Cooper Hewitt: The New Experience
L’esperienza come processo
L’esperienza è un processo dinamico che evolve nel tempo e nelle spazio, che comincia prima della visita e prosegue oltre la visita stessa. Al Cooper Hewitt sono molto consapevoli di questo, lo spiega bene Luisa Carrada.
[Al Cooper Hewitt] Tutto comincia infatti prima della visita, che si può pianificare sul sito del museo seguendo le suggestioni più diverse, perfino le sfumature di colore che accomunano i diversi oggetti o le loro dimensioni.

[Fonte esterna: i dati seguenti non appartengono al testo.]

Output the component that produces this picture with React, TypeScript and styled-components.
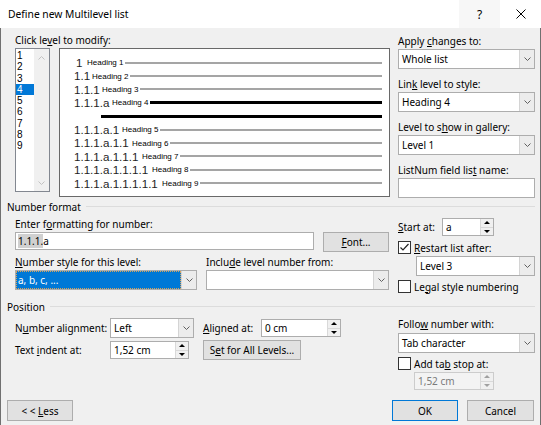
import React from 'react';
import styled, { createGlobalStyle } from 'styled-components';

const GlobalStyle = createGlobalStyle`
  html, body {
    margin: 0;
    padding: 0;
    background: #f0f0f0;
  }
  body {
    font-family: "Segoe UI", "Noto Sans", sans-serif;
    font-size: 10px;
    color: #000;
  }
  * {
    box-sizing: border-box;
  }
`;

const Window = styled('div')`
  width: 541px;
  height: 425px;
  display: flex;
  flex-direction: column;
  overflow: hidden;
  background: #f0f0f0;
`;

const TitleBar = styled('div')`
  flex: none;
  height: 28px;
  display: flex;
  align-items: center;
  padding-left: 8px;
  background: #fff;
  font-size: 10.3px;
`;

const Title = styled('div')`
  flex: 1;
`;

const TitleButton = styled('div')<{ $hover?: boolean }>`
  width: 41px;
  height: 28px;
  display: flex;
  align-items: center;
  justify-content: center;
  background: ${p => (p.$hover ? '#f7f7f7' : '#fff')};
  font-size: 12px;
`;

const Body = styled('div')`
  flex: 1;
  display: flex;
  flex-direction: column;
  padding: 5px 5px 0 6px;
  border-left: 1px solid #707070;
  border-right: 1px solid #707070;
`;

const Section = styled('div')`
  display: grid;
  grid-template-columns: 383px 137px;
  column-gap: 8px;
`;

const LeftArea = styled('div')`
  padding-left: 8px;
  display: flex;
  flex-direction: column;
`;

const RightColumn = styled('div')`
  display: flex;
  flex-direction: column;
`;

const Label = styled('div')<{ $top?: number; $h?: number }>`
  height: ${p => p.$h ?? 16}px;
  line-height: ${p => p.$h ?? 16}px;
  white-space: nowrap;
  margin-top: ${p => p.$top ?? 0}px;
`;

const LevelRow = styled('div')`
  display: flex;
  align-items: flex-start;
`;

const ListBox = styled('div')`
  width: 35px;
  height: 144px;
  display: flex;
  background: #fff;
  border: 1px solid #828790;
`;

const ListItems = styled('div')`
  flex: 1;
  padding-top: 1px;
`;

const ListItem = styled('div')<{ $selected?: boolean }>`
  height: 11.3px;
  line-height: 11.3px;
  padding-left: 1px;
  font-family: "Liberation Sans", Arial, sans-serif;
  font-size: 10px;
  background: ${p => (p.$selected ? '#0078d7' : 'transparent')};
  color: ${p => (p.$selected ? '#fff' : '#000')};
`;

const ScrollBar = styled('div')`
  width: 15px;
  display: flex;
  flex-direction: column;
  justify-content: space-between;
  align-items: center;
  padding: 7px 0 6px;
  background: #f0f0f0;
`;

const Preview = styled('div')`
  width: 331px;
  height: 149px;
  margin-left: 9px;
  padding: 7px 7px 0 14px;
  background: #fff;
  border: 1px solid #696969;
`;

const PreviewRow = styled('div')`
  height: 13.4px;
  display: flex;
  align-items: center;
  white-space: nowrap;
`;

const NumberText = styled('span')<{ $w: number; $pad?: number }>`
  display: inline-block;
  width: ${p => p.$w}px;
  padding-left: ${p => p.$pad ?? 0}px;
  font-family: "Liberation Sans", Arial, sans-serif;
  font-size: 11.6px;
  line-height: 13.4px;
  color: #1e1e1e;
`;

const HeadingText = styled('span')`
  font-family: "Liberation Sans", Arial, sans-serif;
  font-size: 8px;
`;

const PreviewLine = styled('div')<{ $active?: boolean; $indent?: number }>`
  flex: 1;
  height: ${p => (p.$active ? 3 : 2)}px;
  margin-left: ${p => p.$indent ?? 2}px;
  background: ${p => (p.$active ? '#000' : '#a5a5a5')};
`;

const ComboBox = styled('div')<{ $w?: number; $top?: number; $left?: number }>`
  display: flex;
  height: 20px;
  width: ${p => (p.$w ? `${p.$w}px` : 'auto')};
  margin-top: ${p => p.$top ?? 0}px;
  margin-left: ${p => p.$left ?? 0}px;
  background: #fff;
  border: 1px solid #adadad;
`;

const ComboText = styled('div')<{ $selected?: boolean }>`
  flex: 1;
  display: flex;
  align-items: center;
  padding-left: ${p => (p.$selected ? 1 : 3)}px;
  white-space: nowrap;
  background: ${p => (p.$selected ? '#0078d7' : 'transparent')};
  color: ${p => (p.$selected ? '#fff' : '#000')};
  border: ${p => (p.$selected ? '1px dotted #d9a35a' : 'none')};
`;

const ComboButton = styled('div')`
  width: 15px;
  display: flex;
  align-items: center;
  justify-content: center;
  background: #ececec;
  border-left: 1px solid #d4d4d4;
`;

const TextBox = styled('div')<{ $w?: number; $h?: number; $top?: number }>`
  display: flex;
  align-items: center;
  width: ${p => (p.$w ? `${p.$w}px` : 'auto')};
  height: ${p => p.$h ?? 20}px;
  margin-top: ${p => p.$top ?? 0}px;
  padding-left: 2px;
  background: #fff;
  border: 1px solid #adadad;
`;

const Shaded = styled('span')`
  background: #d0d0d0;
`;

const SpinBox = styled('div')<{ $w: number; $disabled?: boolean; $top?: number; $left?: number }>`
  display: flex;
  width: ${p => p.$w}px;
  height: 18px;
  margin-top: ${p => p.$top ?? 0}px;
  margin-left: ${p => p.$left ?? 0}px;
  background: ${p => (p.$disabled ? '#f3f3f3' : '#fff')};
  border: 1px solid ${p => (p.$disabled ? '#cccccc' : '#adadad')};
  color: ${p => (p.$disabled ? '#7a7a7a' : '#000')};
`;

const SpinText = styled('div')`
  flex: 1;
  display: flex;
  align-items: center;
  padding-left: 3px;
  white-space: nowrap;
`;

const SpinButtons = styled('div')`
  width: 13px;
  display: flex;
  flex-direction: column;
  border-left: 1px solid #d9d9d9;
  background: #f0f0f0;
`;

const SpinHalf = styled('div')<{ $down?: boolean; $disabled?: boolean }>`
  flex: 1;
  display: flex;
  align-items: center;
  justify-content: center;
  border-top: ${p => (p.$down ? '1px solid #d9d9d9' : 'none')};
  &::before {
    content: '';
    border-left: 3px solid transparent;
    border-right: 3px solid transparent;
    ${p => (p.$down ? 'border-top' : 'border-bottom')}: 3px solid ${p => (p.$disabled ? '#a0a0a0' : '#000')};
  }
`;

const Button = styled('button')<{ $w: number; $h?: number; $primary?: boolean; $left?: number }>`
  width: ${p => p.$w}px;
  height: ${p => p.$h ?? 20}px;
  margin-left: ${p => p.$left ?? 0}px;
  padding: 0;
  background: #e1e1e1;
  border: 1px solid ${p => (p.$primary ? '#0078d7' : '#adadad')};
  font: inherit;
  color: #000;
  white-space: nowrap;
`;

const Row = styled('div')<{ $top?: number; $h?: number; $align?: string }>`
  display: flex;
  align-items: ${p => p.$align ?? 'center'};
  height: ${p => (p.$h ? `${p.$h}px` : 'auto')};
  margin-top: ${p => p.$top ?? 0}px;
`;

const InlineLabel = styled('div')<{ $w: number }>`
  width: ${p => p.$w}px;
  white-space: nowrap;
`;

const CheckRow = styled('div')<{ $top?: number }>`
  display: flex;
  align-items: center;
  height: 13px;
  margin-top: ${p => p.$top ?? 0}px;
  white-space: nowrap;
`;

const CheckBoxBox = styled('div')`
  width: 13px;
  height: 13px;
  margin-right: 3px;
  display: flex;
  align-items: center;
  justify-content: center;
  background: #fff;
  border: 1px solid #333;
`;

const GroupHeader = styled('div')<{ $top?: number }>`
  display: flex;
  align-items: center;
  height: 16px;
  margin-top: ${p => p.$top ?? 0}px;
  white-space: nowrap;
  &::after {
    content: '';
    flex: 1;
    height: 1px;
    margin: 0 0 1px 5px;
    background: #dcdcdc;
  }
`;

const StyleGrid = styled('div')`
  display: grid;
  grid-template-columns: 182px 183px;
  column-gap: 9px;
  margin-top: 2px;
`;

const PositionGrid = styled('div')`
  display: grid;
  grid-template-columns: 95px 84px 9px 58px 80px;
  grid-template-rows: 20px 20px;
  row-gap: 2px;
  margin-top: 3px;
  align-items: center;
`;

const SetAllButton = styled(Button)`
  grid-column: 4 / span 2;
`;

const Footer = styled('div')`
  display: flex;
  justify-content: space-between;
  margin-top: 10px;
  padding-right: 1px;
`;

const Chevron = ({ up, color = '#606060' }: { up?: boolean; color?: string }) => (
  <svg width="7" height="4" viewBox="0 0 7 4">
    <polyline
      points={up ? '0.5,3.5 3.5,0.5 6.5,3.5' : '0.5,0.5 3.5,3.5 6.5,0.5'}
      fill="none"
      stroke={color}
      strokeWidth="1"
    />
  </svg>
);

const Combo = ({ text, w, top, left, selected }: { text: React.ReactNode; w?: number; top?: number; left?: number; selected?: boolean }) => (
  <ComboBox $w={w} $top={top} $left={left}>
    <ComboText $selected={selected}>{text}</ComboText>
    <ComboButton>
      <Chevron />
    </ComboButton>
  </ComboBox>
);

const Spin = ({ text, w, disabled, top, left }: { text: string; w: number; disabled?: boolean; top?: number; left?: number }) => (
  <SpinBox $w={w} $disabled={disabled} $top={top} $left={left}>
    <SpinText>{text}</SpinText>
    <SpinButtons>
      <SpinHalf $disabled={disabled} />
      <SpinHalf $down $disabled={disabled} />
    </SpinButtons>
  </SpinBox>
);

const CheckBox = ({ checked, children, top }: { checked?: boolean; children: React.ReactNode; top?: number }) => (
  <CheckRow $top={top}>
    <CheckBoxBox>
      {checked && (
        <svg width="11" height="11" viewBox="0 0 11 11">
          <polyline points="1.5,5.5 4,8 9.5,2" fill="none" stroke="#222" strokeWidth="1.2" />
        </svg>
      )}
    </CheckBoxBox>
    <span>{children}</span>
  </CheckRow>
);

const levels = [
  '1',
  '1.1',
  '1.1.1',
  '1.1.1.a',
  '1.1.1.a.1',
  '1.1.1.a.1.1',
  '1.1.1.a.1.1.1',
  '1.1.1.a.1.1.1.1',
  '1.1.1.a.1.1.1.1.1',
];

const selectedLevel = 4;

function PreviewPane() {
  const rows: React.ReactNode[] = [];
  levels.forEach((num, i) => {
    const level = i + 1;
    rows.push(
      <PreviewRow key={num}>
        <NumberText $w={level === 1 ? 13 : level * 10 - 2} $pad={level === 1 ? 2 : 0}>
          {num}
        </NumberText>
        <HeadingText>Heading {level}</HeadingText>
        <PreviewLine $active={level === selectedLevel} />
      </PreviewRow>
    );
    if (level === selectedLevel) {
      rows.push(
        <PreviewRow key="body">
          <PreviewLine $active $indent={27} />
        </PreviewRow>
      );
    }
  });
  return <Preview>{rows}</Preview>;
}

export default function App() {
  return (
    <Window>
      <GlobalStyle />
      <TitleBar>
        <Title>Define new Multilevel list</Title>
        <TitleButton $hover>?</TitleButton>
        <TitleButton>
          <svg width="10" height="10" viewBox="0 0 10 10">
            <path d="M0.5 0.5 L9.5 9.5 M9.5 0.5 L0.5 9.5" stroke="#000" strokeWidth="1" />
          </svg>
        </TitleButton>
      </TitleBar>
      <Body>
        <Section>
          <LeftArea>
            <Label $h={15}>Click le<u>v</u>el to modify:</Label>
            <LevelRow>
              <ListBox>
                <ListItems>
                  {levels.map((_, i) => (
                    <ListItem key={i} $selected={i + 1 === selectedLevel}>
                      {i + 1}
                    </ListItem>
                  ))}
                </ListItems>
                <ScrollBar>
                  <Chevron up color="#c2c2c2" />
                  <Chevron color="#c2c2c2" />
                </ScrollBar>
              </ListBox>
              <PreviewPane />
            </LevelRow>
          </LeftArea>
          <RightColumn>
            <Label>Apply <u>c</u>hanges to:</Label>
            <Combo text="Whole list" />
            <Label $top={7}>Lin<u>k</u> level to style:</Label>
            <Combo text="Heading 4" />
            <Label $top={7}>Level to s<u>h</u>ow in gallery:</Label>
            <Combo text="Level 1" />
            <Label $top={7}>ListNum field lis<u>t</u> name:</Label>
            <TextBox />
          </RightColumn>
        </Section>

        <GroupHeader $top={1}>Number format</GroupHeader>
        <Section>
          <LeftArea>
            <Label $top={1}>Enter f<u>o</u>rmatting for number:</Label>
            <Row $align="flex-start">
              <TextBox $w={299} $h={18}>
                <Shaded>1.1.1.</Shaded>a
              </TextBox>
              <Button $w={66} $left={9}>
                <u>F</u>ont...
              </Button>
            </Row>
            <StyleGrid>
              <Label><u>N</u>umber style for this level:</Label>
              <Label>Inclu<u>d</u>e level number from:</Label>
              <Combo text="a, b, c, ..." selected />
              <Combo text="" />
            </StyleGrid>
          </LeftArea>
          <RightColumn>
            <Row $top={3} $h={18}>
              <InlineLabel $w={44}><u>S</u>tart at:</InlineLabel>
              <Spin text="a" w={52} />
            </Row>
            <CheckBox checked top={5}><u>R</u>estart list after:</CheckBox>
            <Combo text="Level 3" top={2} left={18} />
            <CheckBox top={4}>Le<u>g</u>al style numbering</CheckBox>
          </RightColumn>
        </Section>

        <GroupHeader $top={6}>Position</GroupHeader>
        <Section>
          <LeftArea>
            <PositionGrid>
              <div>N<u>u</u>mber alignment:</div>
              <Combo text="Left" w={84} />
              <div />
              <div><u>A</u>ligned at:</div>
              <Spin text="0 cm" w={80} />
              <div>Text <u>i</u>ndent at:</div>
              <Spin text="1,52 cm" w={79} />
              <div />
              <SetAllButton $w={98}>
                S<u>e</u>t for All Levels...
              </SetAllButton>
            </PositionGrid>
          </LeftArea>
          <RightColumn>
            <Label $top={1}>Follo<u>w</u> number with:</Label>
            <Combo text="Tab character" top={1} />
            <CheckBox top={4}>Add ta<u>b</u> stop at:</CheckBox>
            <Spin text="1,52 cm" w={80} disabled top={2} left={16} />
          </RightColumn>
        </Section>

        <Footer>
          <Button $w={66} $h={21}>
            &lt; &lt; <u>L</u>ess
          </Button>
          <div>
            <Button $w={66} $h={21} $primary>OK</Button>
            <Button $w={67} $h={21} $left={9}>Cancel</Button>
          </div>
        </Footer>
      </Body>
    </Window>
  );
}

Prosegue nel museo, dove si gira con una penna interattiva che permette di fare un sacco di cose, come disegnare o salvarsi gli oggetti. […] Alla fine si torna a casa, ci si collega al sito e si ripercorre e si salva la ‘propria visita’, completa di tutto ciò che abbiamo ammirato e creato, completa di appunti (Luisa Carrada, If Book Then: i libri passano, le storie no).
Luoghi scrivibili
La nostra interazione con luoghi e persone genera storie. Ma in assenza di qualcuno o qualcosa che le raccolga e ne prolunghi l’esistenza, il più delle volte queste storie sono destinate all’oblio. L’internet of things rende più facile salvare a futura memoria i tracciati della nostra interazione col mondo. Mondo che da read-only si trasforma in read-write (l’espressione è di Lawrence Lessig). I luoghi diventano palinsesto, tavole in cui si depositano gli strati di una scrittura che è possibile scrivere e riscrivere più volte, le sue topografie “veri e propri tracciati emozionali” (Giuliana Bruno, Pubbliche intimità).
Registrare queste storie, renderle disponibili a futura memoria, renderle manipolabili, schiude opportunità infinite, è una ricchezza enorme.
I musei sono depositi di storie, le mostre il modo per narrarle, la tecnologia mette a disposizione dei visitatori nuovi strumenti con cui costruire il proprio percorso, fino alla possibilità di tenerne traccia grazie a una ‘guida’ digitale personalizzata (Susanna Legrenzi, Una penna e una stanza per giocare).
Co-design
Fino ad oggi, nella gestione museale ha prevalso un modello progettuale top-down: un design calato dall’alto dal curatore e che il pubblico si limita a usare così com’è. La cultura read-write corrode questo scenario, perché porta con sé un ruolo attivo del pubblico, che da utente si trasforma a sua volta in autore.
Lo spazio disegnato dall’alto (top-down) viene così rimodellato dal basso dalle persone (bottom-up), secondo un paradigma di azione e retroazione continua che modifica l’impianto preesistente. Assorbire in modo deliberato le dinamiche bottom-up all’interno dello schema top-down rende il museo resiliente, migliora l’esperienza di visita; consente anzi esperienze plurime, ciascuna ritagliata su misura del singolo. Si innesca così un processo di design permanente, iterativo e partecipato.
“Onlife”. Progettare esperienze tra fisico e digitale
Misurabilità
Questa interpretazione del museo offre vantaggi non solo al visitatore, ma anche all’organizzazione. Poter monitorare in tempo reale il comportamento del pubblico, le traiettorie e i risultati dell’esperienza di visita significano possibilità di analisi profonda, valutazione e miglioramento continuo. Significano in una parola misurabilità.